Le enviaron el motorista al jefe del CNI. El motorista era la figura legendaria que en el franquismo notificaba el cese a los ministros. En democracia han dimitido pocos. Casi ninguno. Cae, de vez en cuando, una cabeza cuando ya está muy podrida. Con Zapatero han caído dos aficionados a la caza. Resulta que el poblado socialista tiene surtido de señores que responden al estereotipo, por ellos mismos cultivado, de miembros de la "clase dominante" de la dictadura. El hijo del mecánico, puesto al frente de los espías por Bono, el hijo del tendero, tiene gustos de señorito. Pero el asunto no es de gustos ni aficiones, y sobre todo, no es asunto de clases, sino de castas.

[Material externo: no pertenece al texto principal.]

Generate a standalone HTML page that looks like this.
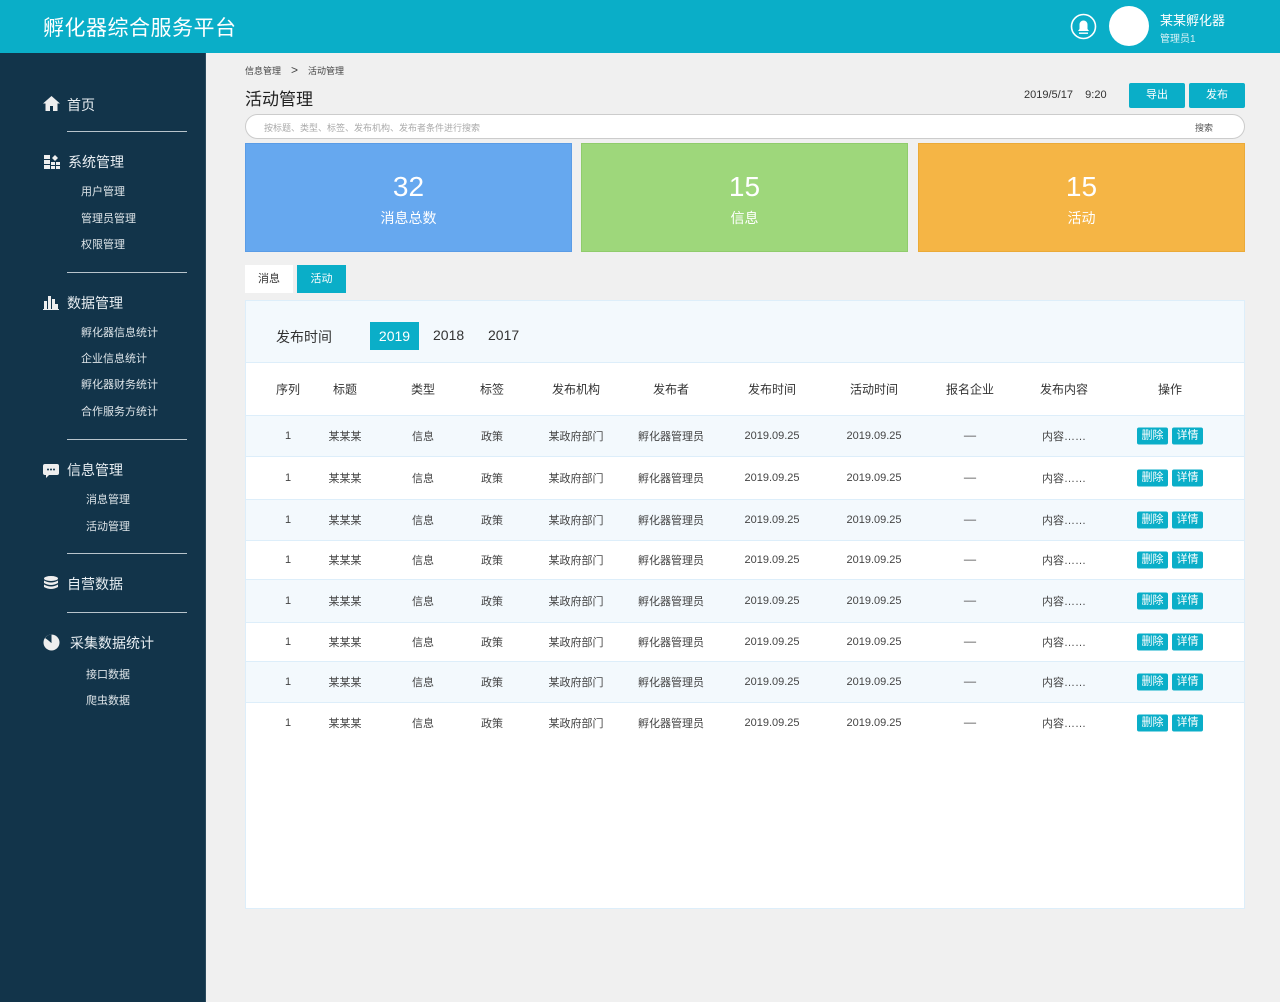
<!DOCTYPE html>
<html><head><meta charset="utf-8">
<style>
*{margin:0;padding:0;box-sizing:border-box}
body{width:1280px;height:1002px;position:relative;background:#f0f0f0;font-family:"Liberation Sans","Noto Sans CJK SC",sans-serif;overflow:hidden;color:#333}
.a{position:absolute}
#hd{left:0;top:0;width:1280px;height:53px;background:#0aaec8}
#sb{left:0;top:53px;width:206px;height:949px;background:#12344a;border-right:1px solid #2a4a5e}
.sl{position:absolute;left:67px;width:120px;height:1px;background:#b8c4cc}
.m{position:absolute;color:#e8eef2;font-size:14px}
.s{position:absolute;color:#dde4e8;font-size:11px}
.card{position:absolute;top:143px;width:327px;height:109px;color:#fff;text-align:center}
.card .n{font-size:28px;margin-top:26px;line-height:34px}
.card .t{font-size:14px;margin-top:4px}
.btn{position:absolute;background:#0aaec8;color:#fff;font-size:11px;text-align:center;border-radius:2px}
.row{position:absolute;left:246px;width:998px;border-top:1px solid #ddeefa}
.row span{position:absolute;width:120px;margin-left:-60px;text-align:center;font-size:11px;color:#444;top:50%;transform:translateY(-50%)}
.hrow span{font-size:12px;color:#333}
.row b{position:absolute;top:50%;transform:translateY(-50%);background:#0aaec8;color:#fff;font-weight:normal;font-size:11px;width:31px;height:17px;line-height:17px;text-align:center;border-radius:2px}
.alt{background:#f3f9fd}
</style></head><body>
<div id="hd" class="a">
 <div class="a" style="left:43px;top:12px;color:#fff;font-size:21px;letter-spacing:0.5px">孵化器综合服务平台</div>
 <svg class="a" style="left:1070px;top:13px" width="27" height="27" viewBox="0 0 27 27"><circle cx="13.5" cy="13.5" r="12" fill="none" stroke="#fff" stroke-width="1.6"/><path d="M8 18h11l-1.5-2v-4.5a4 4 0 0 0-8 0V16z" fill="#fff"/><rect x="9" y="19.5" width="9" height="1.4" fill="#fff"/></svg>
 <div class="a" style="left:1109px;top:6px;width:40px;height:40px;border-radius:50%;background:#fff"></div>
 <div class="a" style="left:1160px;top:10px;color:#fff;font-size:13px">某某孵化器</div>
 <div class="a" style="left:1160px;top:30px;color:#d9f2f6;font-size:10px">管理员1</div>
</div>
<div id="sb" class="a"></div>
<svg class="a" style="left:43px;top:96px" width="17" height="15" viewBox="0 0 17 15"><path d="M8.5 0L0 7.5h2.5V15h4.5v-5h3v5h4.5V7.5H17z" fill="#eee"/></svg>
<div class="m" style="left:67px;top:95px">首页</div>
<div class="sl" style="top:131px"></div>
<svg class="a" style="left:44px;top:155px" width="16" height="14" viewBox="0 0 16 14"><rect x="0" y="0" width="6" height="4" fill="#eee"/><rect x="0" y="5" width="6" height="4" fill="#eee"/><rect x="0" y="10" width="6" height="4" fill="#eee"/><path d="M11 0l3 3-3 3-3-3z" fill="#eee"/><rect x="7" y="7" width="4" height="3" fill="#eee"/><rect x="12" y="7" width="4" height="3" fill="#eee"/><rect x="7" y="11" width="4" height="3" fill="#eee"/><rect x="12" y="11" width="4" height="3" fill="#eee"/></svg>
<div class="m" style="left:68px;top:152px">系统管理</div>
<div class="s" style="left:81px;top:183px">用户管理</div>
<div class="s" style="left:81px;top:210px">管理员管理</div>
<div class="s" style="left:81px;top:236px">权限管理</div>
<div class="sl" style="top:272px"></div>
<svg class="a" style="left:43px;top:295px" width="16" height="15" viewBox="0 0 16 15"><rect x="1" y="6" width="3" height="8" fill="#eee"/><rect x="5" y="1" width="3" height="13" fill="#eee"/><rect x="9" y="4" width="3" height="10" fill="#eee"/><rect x="12" y="9" width="3" height="5" fill="#eee"/><rect x="0" y="14" width="16" height="1" fill="#eee"/></svg>
<div class="m" style="left:67px;top:293px">数据管理</div>
<div class="s" style="left:81px;top:324px">孵化器信息统计</div>
<div class="s" style="left:81px;top:350px">企业信息统计</div>
<div class="s" style="left:81px;top:376px">孵化器财务统计</div>
<div class="s" style="left:81px;top:403px">合作服务方统计</div>
<div class="sl" style="top:439px"></div>
<svg class="a" style="left:43px;top:464px" width="16" height="15" viewBox="0 0 16 15"><path d="M2 0h12a2 2 0 0 1 2 2v7a2 2 0 0 1-2 2H6l-3 3v-3H2a2 2 0 0 1-2-2V2a2 2 0 0 1 2-2z" fill="#eee"/><circle cx="5" cy="5.5" r="1" fill="#12344a"/><circle cx="8" cy="5.5" r="1" fill="#12344a"/><circle cx="11" cy="5.5" r="1" fill="#12344a"/></svg>
<div class="m" style="left:67px;top:460px">信息管理</div>
<div class="s" style="left:86px;top:491px">消息管理</div>
<div class="s" style="left:86px;top:518px">活动管理</div>
<div class="sl" style="top:553px"></div>
<svg class="a" style="left:43px;top:576px" width="16" height="15" viewBox="0 0 16 15"><ellipse cx="8" cy="2.5" rx="7" ry="2.5" fill="#eee"/><path d="M1 4.5q7 4 14 0v2.5q-7 4-14 0z" fill="#eee"/><path d="M1 8.5q7 4 14 0V11q-7 4-14 0z" fill="#eee"/></svg>
<div class="m" style="left:67px;top:574px">自营数据</div>
<div class="sl" style="top:612px"></div>
<svg class="a" style="left:43px;top:634px" width="17" height="17" viewBox="0 0 17 17"><circle cx="8.5" cy="8.5" r="8" fill="#eee"/><path d="M8.5 8.5L8.5 0.5A8 8 0 0 0 2 4z" fill="#12344a"/><path d="M8.5 8.5L3 3.5" stroke="#12344a" stroke-width="1"/></svg>
<div class="m" style="left:70px;top:633px">采集数据统计</div>
<div class="s" style="left:86px;top:666px">接口数据</div>
<div class="s" style="left:86px;top:692px">爬虫数据</div>

<div class="a" style="left:245px;top:63px;font-size:9px;color:#444">信息管理 &nbsp;&nbsp;&nbsp;<span style="font-size:12px">&gt;</span>&nbsp;&nbsp;&nbsp; 活动管理</div>
<div class="a" style="left:245px;top:85px;font-size:17px;color:#222">活动管理</div>
<div class="a" style="left:1024px;top:89px;font-size:11px;color:#333">2019/5/17 &nbsp;&nbsp;&nbsp;9:20</div>
<div class="btn" style="left:1129px;top:83px;width:56px;height:25px;line-height:25px">导出</div>
<div class="btn" style="left:1189px;top:83px;width:56px;height:25px;line-height:25px">发布</div>
<div class="a" style="left:245px;top:114px;width:1000px;height:25px;background:#fff;border:1px solid #ccc;border-radius:13px">
 <div class="a" style="left:18px;top:6px;font-size:9px;color:#aaa">按标题、类型、标签、发布机构、发布者条件进行搜索</div>
 <div class="a" style="left:949px;top:6px;font-size:9px;color:#555">搜索</div>
</div>
<div class="card" style="left:245px;background:#66a8ef;border:1px solid #5a9ce6"><div class="n">32</div><div class="t">消息总数</div></div>
<div class="card" style="left:581px;background:#9ed77b;border:1px solid #90cc6c"><div class="n">15</div><div class="t">信息</div></div>
<div class="card" style="left:918px;background:#f5b545;border:1px solid #ebaa38"><div class="n">15</div><div class="t">活动</div></div>
<div class="a" style="left:245px;top:265px;width:48px;height:28px;background:#fff;font-size:11px;text-align:center;line-height:28px;color:#333">消息</div>
<div class="a" style="left:297px;top:265px;width:49px;height:28px;background:#0aaec8;font-size:11px;text-align:center;line-height:28px;color:#fff">活动</div>

<div class="a" style="left:245px;top:300px;width:1000px;height:609px;background:#fff;border:1px solid #ddeefa"></div>
<div class="a alt" style="left:246px;top:301px;width:998px;height:61px"></div>
<div class="a" style="left:276px;top:327px;font-size:14px;color:#333">发布时间</div>
<div class="a" style="left:370px;top:322px;width:49px;height:28px;background:#0aaec8;color:#fff;font-size:14px;text-align:center;line-height:28px">2019</div>
<div class="a" style="left:433px;top:327px;font-size:14px;color:#333">2018</div>
<div class="a" style="left:488px;top:327px;font-size:14px;color:#333">2017</div>

<div class="row hrow" style="top:362px;height:53px"><span style="left:42px">序列</span><span style="left:99px">标题</span><span style="left:177px">类型</span><span style="left:246px">标签</span><span style="left:330px">发布机构</span><span style="left:425px">发布者</span><span style="left:526px">发布时间</span><span style="left:628px">活动时间</span><span style="left:724px">报名企业</span><span style="left:818px">发布内容</span><span style="left:924px">操作</span></div>

<div class="row alt" style="top:415px;height:41px"><span style="left:42px">1</span><span style="left:99px">某某某</span><span style="left:177px">信息</span><span style="left:246px">政策</span><span style="left:330px">某政府部门</span><span style="left:425px">孵化器管理员</span><span style="left:526px">2019.09.25</span><span style="left:628px">2019.09.25</span><span style="left:724px">––</span><span style="left:818px">内容……</span><b style="left:891px">删除</b><b style="left:926px">详情</b></div>
<div class="row" style="top:456px;height:43px"><span style="left:42px">1</span><span style="left:99px">某某某</span><span style="left:177px">信息</span><span style="left:246px">政策</span><span style="left:330px">某政府部门</span><span style="left:425px">孵化器管理员</span><span style="left:526px">2019.09.25</span><span style="left:628px">2019.09.25</span><span style="left:724px">––</span><span style="left:818px">内容……</span><b style="left:891px">删除</b><b style="left:926px">详情</b></div>
<div class="row alt" style="top:499px;height:41px"><span style="left:42px">1</span><span style="left:99px">某某某</span><span style="left:177px">信息</span><span style="left:246px">政策</span><span style="left:330px">某政府部门</span><span style="left:425px">孵化器管理员</span><span style="left:526px">2019.09.25</span><span style="left:628px">2019.09.25</span><span style="left:724px">––</span><span style="left:818px">内容……</span><b style="left:891px">删除</b><b style="left:926px">详情</b></div>
<div class="row" style="top:540px;height:39px"><span style="left:42px">1</span><span style="left:99px">某某某</span><span style="left:177px">信息</span><span style="left:246px">政策</span><span style="left:330px">某政府部门</span><span style="left:425px">孵化器管理员</span><span style="left:526px">2019.09.25</span><span style="left:628px">2019.09.25</span><span style="left:724px">––</span><span style="left:818px">内容……</span><b style="left:891px">删除</b><b style="left:926px">详情</b></div>
<div class="row alt" style="top:579px;height:43px"><span style="left:42px">1</span><span style="left:99px">某某某</span><span style="left:177px">信息</span><span style="left:246px">政策</span><span style="left:330px">某政府部门</span><span style="left:425px">孵化器管理员</span><span style="left:526px">2019.09.25</span><span style="left:628px">2019.09.25</span><span style="left:724px">––</span><span style="left:818px">内容……</span><b style="left:891px">删除</b><b style="left:926px">详情</b></div>
<div class="row" style="top:622px;height:39px"><span style="left:42px">1</span><span style="left:99px">某某某</span><span style="left:177px">信息</span><span style="left:246px">政策</span><span style="left:330px">某政府部门</span><span style="left:425px">孵化器管理员</span><span style="left:526px">2019.09.25</span><span style="left:628px">2019.09.25</span><span style="left:724px">––</span><span style="left:818px">内容……</span><b style="left:891px">删除</b><b style="left:926px">详情</b></div>
<div class="row alt" style="top:661px;height:41px"><span style="left:42px">1</span><span style="left:99px">某某某</span><span style="left:177px">信息</span><span style="left:246px">政策</span><span style="left:330px">某政府部门</span><span style="left:425px">孵化器管理员</span><span style="left:526px">2019.09.25</span><span style="left:628px">2019.09.25</span><span style="left:724px">––</span><span style="left:818px">内容……</span><b style="left:891px">删除</b><b style="left:926px">详情</b></div>
<div class="row" style="top:702px;height:40px"><span style="left:42px">1</span><span style="left:99px">某某某</span><span style="left:177px">信息</span><span style="left:246px">政策</span><span style="left:330px">某政府部门</span><span style="left:425px">孵化器管理员</span><span style="left:526px">2019.09.25</span><span style="left:628px">2019.09.25</span><span style="left:724px">––</span><span style="left:818px">内容……</span><b style="left:891px">删除</b><b style="left:926px">详情</b></div>
</body></html>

Es una casta que se cría en las autonomías menos aireadas y luego se junta en los altos puestos del Estado. Sus miembros vienen enseñados a tomar el cargo como un instrumento de sus asuntos privados. No es que confundan lo privado con lo público, sino que toman lo público como prolongación de lo privado. Tal perversión no es infrecuente, pero entre los socialistas abunda. Los más conspicuos defensores de la público son también los que más se dedican a aprovecharlo y saquearlo. Y es que su exaltación de lo público parte de un desprecio por lo privado siempre que sea ajeno. El dinero público no es de nadie y los cargos están para hacer favores al partido, a uno mismo, a los amigos y a la familia.
Puede que Saiz leyera en El espía que surgió del frío que "el trabajo de espionaje tiene una sola ley moral: se justifica por los resultados". Pero entendió mal a Le Carré. Hizo del CNI un servicio doméstico. Un chollo. Lo mismo servía para limpiarle la piscina, que para el cuidado de la patata gallega; para cubrir sus excursiones de caza y pesca que para retocar de forma chapucera una foto a fin de salvarle la cara; para pinchar las conversaciones telefónicas de la asistenta de un amigo que para darle un sueldo a un policía del caso Bono. Y, cómo no, para contratar a familiares, que la familia es la famiglia. O hacer la declaración de la renta. O pasar por el polígrafo a los agentes para ver quién estaba filtrando las noticias de sus excesos.
Se queja el dimitido de un acoso mediático y reitera que todo lo publicado es falso. No habría entonces motivo para cubrir con el manto del secreto las facturas y documentos que, según él, todo lo aclaran. Esta casta de estilo caciquil no está acostumbrada al escrutinio público. Sobrevive sin grandes problemas en el ecosistema cerrado de la taifa. Eso refuerza su sensación de disfrutar de blindaje. Cuando llega a la capital persiste en sus hábitos de conducta, los amplía incluso. Pero fuera del feudo protector, ay, la ley del silencio no rige.